If you’re like me, you follow bike racing enough to grasp the basics and be familiar with most of the big names.  I’ll typically follow the TdF fairly closely, but other than that my cycling news consumption pretty much consists of whatever cool stuff Cosmo happens to write about.

That means that when the TdF does roll around, I’m embarrassed to admit that I have a hard time keeping the different teams straight.  They all have funny names built around foreign companies and people will often just abbreviate them.  And of course every few years, the sponsors change and so do the names.  Keeping track of which riders are on which teams is a bit much for me, but a more manageable goal is to have a rough sense of what countries the riders are from on each team.

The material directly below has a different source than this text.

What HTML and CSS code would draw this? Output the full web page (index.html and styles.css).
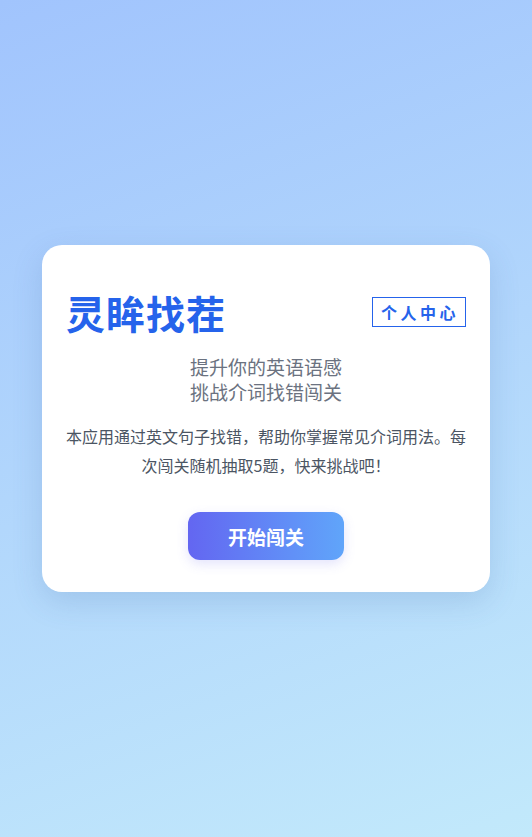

Like everything else I do around here, that calls for a graph:

Yeah, Euskaltel-Euskadi being Basque only I can remember.  But there are always a bunch of “French” teams that just sort of blend together in my head: AG2R, FdJeux, Cofidis and Bbox Bouygues Telecom (Seriously? Bbox?).

Ok.  Lampre is primarily Italian, Milram is mostly German and Footon-Servetto is mostly Spanish.  Astana and Caisse d’Epargne are also mainly Spanish, but less than Footon-Servetto and Euskaltel-Euskadi.

Quick Step, Rabobank and Katusha are Belgian, Dutch and Russian.  From here immigration policies apparently get considerably looser.  Saxobank (not to be confused with Rabobank, dammit!) has a plurality of Danes.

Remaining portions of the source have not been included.